* [What the task asks]: Select every line containing the word "styles" from the material, and copy those lines.

* [Provided data]:
## Start

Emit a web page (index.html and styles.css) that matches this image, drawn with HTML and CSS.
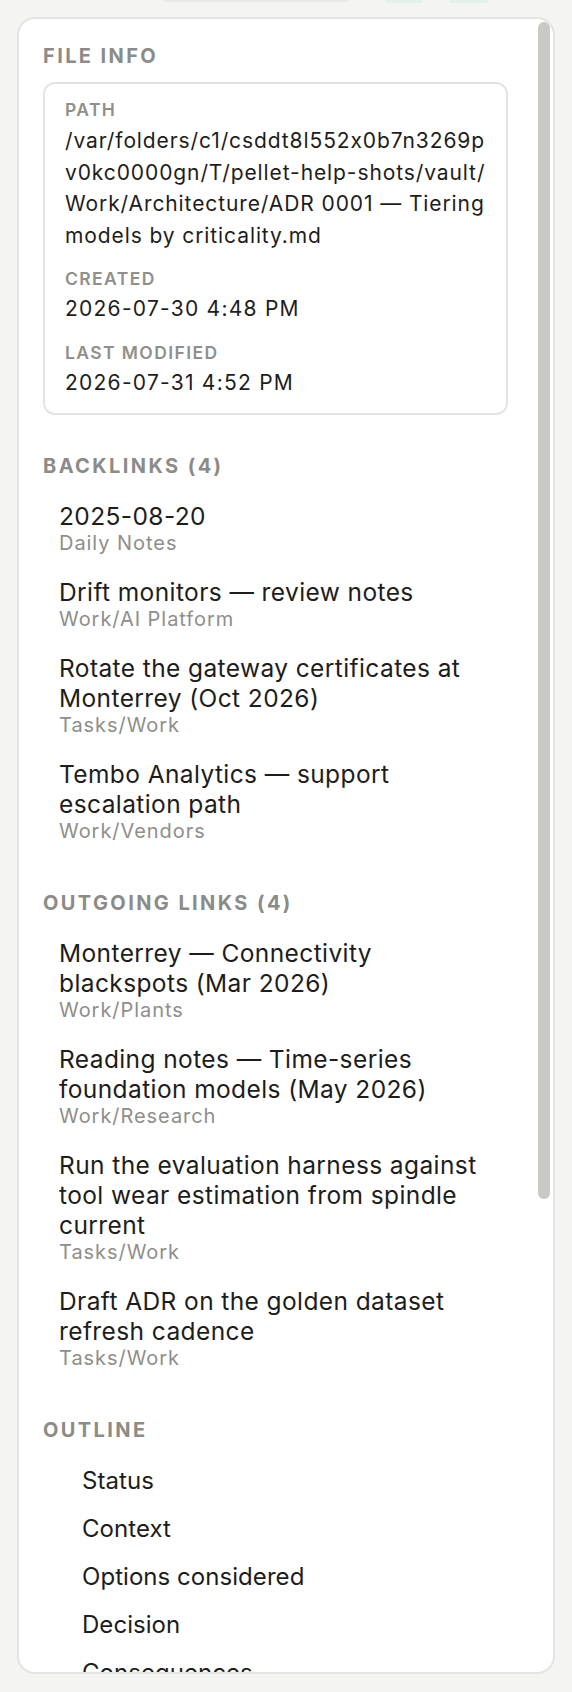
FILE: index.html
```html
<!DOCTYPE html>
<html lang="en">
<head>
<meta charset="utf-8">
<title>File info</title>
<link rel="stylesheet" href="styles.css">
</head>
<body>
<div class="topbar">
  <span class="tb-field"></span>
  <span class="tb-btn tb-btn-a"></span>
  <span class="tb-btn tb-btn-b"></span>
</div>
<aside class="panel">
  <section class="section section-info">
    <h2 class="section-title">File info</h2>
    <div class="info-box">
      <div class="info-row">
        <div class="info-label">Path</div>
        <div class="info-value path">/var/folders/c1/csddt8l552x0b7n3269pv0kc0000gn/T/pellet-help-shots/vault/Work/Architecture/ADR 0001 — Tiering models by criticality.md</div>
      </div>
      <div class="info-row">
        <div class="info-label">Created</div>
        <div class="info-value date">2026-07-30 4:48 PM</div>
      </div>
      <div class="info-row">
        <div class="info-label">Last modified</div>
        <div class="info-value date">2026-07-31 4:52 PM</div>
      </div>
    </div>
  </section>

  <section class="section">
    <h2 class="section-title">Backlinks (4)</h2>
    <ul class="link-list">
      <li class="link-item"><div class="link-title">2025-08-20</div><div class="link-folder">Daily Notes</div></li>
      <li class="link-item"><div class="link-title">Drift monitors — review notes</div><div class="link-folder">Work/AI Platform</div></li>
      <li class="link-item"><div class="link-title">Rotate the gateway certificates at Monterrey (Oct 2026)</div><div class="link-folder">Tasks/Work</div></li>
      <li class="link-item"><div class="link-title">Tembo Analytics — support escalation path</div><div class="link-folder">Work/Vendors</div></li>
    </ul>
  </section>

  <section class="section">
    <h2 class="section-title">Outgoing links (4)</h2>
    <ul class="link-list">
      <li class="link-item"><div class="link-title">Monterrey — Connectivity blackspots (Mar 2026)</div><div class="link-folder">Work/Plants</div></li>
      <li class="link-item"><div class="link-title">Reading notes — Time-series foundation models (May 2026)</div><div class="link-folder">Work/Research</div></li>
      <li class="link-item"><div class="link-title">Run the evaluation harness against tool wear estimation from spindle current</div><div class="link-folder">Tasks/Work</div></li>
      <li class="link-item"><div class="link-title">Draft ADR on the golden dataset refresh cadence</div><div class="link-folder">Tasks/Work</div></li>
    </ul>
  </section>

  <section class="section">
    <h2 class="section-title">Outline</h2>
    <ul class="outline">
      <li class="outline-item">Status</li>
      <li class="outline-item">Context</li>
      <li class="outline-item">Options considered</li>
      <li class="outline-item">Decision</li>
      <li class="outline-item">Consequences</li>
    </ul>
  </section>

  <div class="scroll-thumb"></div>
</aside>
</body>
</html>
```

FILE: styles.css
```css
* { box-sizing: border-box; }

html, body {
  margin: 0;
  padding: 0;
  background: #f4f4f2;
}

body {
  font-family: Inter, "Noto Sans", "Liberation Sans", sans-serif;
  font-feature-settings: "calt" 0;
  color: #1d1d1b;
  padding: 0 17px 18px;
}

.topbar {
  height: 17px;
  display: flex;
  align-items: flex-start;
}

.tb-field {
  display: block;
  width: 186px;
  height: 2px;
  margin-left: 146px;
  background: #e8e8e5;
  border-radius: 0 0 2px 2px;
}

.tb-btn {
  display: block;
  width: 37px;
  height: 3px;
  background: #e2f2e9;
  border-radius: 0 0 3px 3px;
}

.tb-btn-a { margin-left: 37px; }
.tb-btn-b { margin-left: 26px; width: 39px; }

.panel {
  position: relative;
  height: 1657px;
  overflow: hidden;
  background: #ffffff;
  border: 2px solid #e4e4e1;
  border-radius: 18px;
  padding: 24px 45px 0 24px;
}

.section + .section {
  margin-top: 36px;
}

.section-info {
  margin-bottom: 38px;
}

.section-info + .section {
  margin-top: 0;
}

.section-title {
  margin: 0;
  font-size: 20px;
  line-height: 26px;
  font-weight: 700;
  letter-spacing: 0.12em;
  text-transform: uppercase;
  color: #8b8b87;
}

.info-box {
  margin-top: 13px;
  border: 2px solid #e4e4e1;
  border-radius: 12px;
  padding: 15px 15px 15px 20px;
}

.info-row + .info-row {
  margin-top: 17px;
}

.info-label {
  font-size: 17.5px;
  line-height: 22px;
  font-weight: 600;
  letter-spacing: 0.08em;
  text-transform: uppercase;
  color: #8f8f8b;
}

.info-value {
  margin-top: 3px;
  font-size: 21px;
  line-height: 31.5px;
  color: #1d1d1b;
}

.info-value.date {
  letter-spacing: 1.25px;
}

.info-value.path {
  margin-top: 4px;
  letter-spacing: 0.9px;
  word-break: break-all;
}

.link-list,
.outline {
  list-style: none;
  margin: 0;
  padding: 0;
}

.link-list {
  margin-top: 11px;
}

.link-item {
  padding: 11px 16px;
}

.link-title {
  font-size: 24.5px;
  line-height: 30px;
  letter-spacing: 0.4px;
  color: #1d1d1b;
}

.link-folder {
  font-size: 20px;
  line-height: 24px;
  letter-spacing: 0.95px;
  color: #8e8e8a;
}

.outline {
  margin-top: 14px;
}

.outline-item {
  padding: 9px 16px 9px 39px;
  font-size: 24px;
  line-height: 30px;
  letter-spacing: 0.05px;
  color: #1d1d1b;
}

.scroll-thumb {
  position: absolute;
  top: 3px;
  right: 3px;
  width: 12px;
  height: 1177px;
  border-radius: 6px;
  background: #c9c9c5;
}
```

## End

* [Exercise solution]:
Emit a web page (index.html and styles.css) that matches this image, drawn with HTML and CSS.
<link rel="stylesheet" href="styles.css">
FILE: styles.css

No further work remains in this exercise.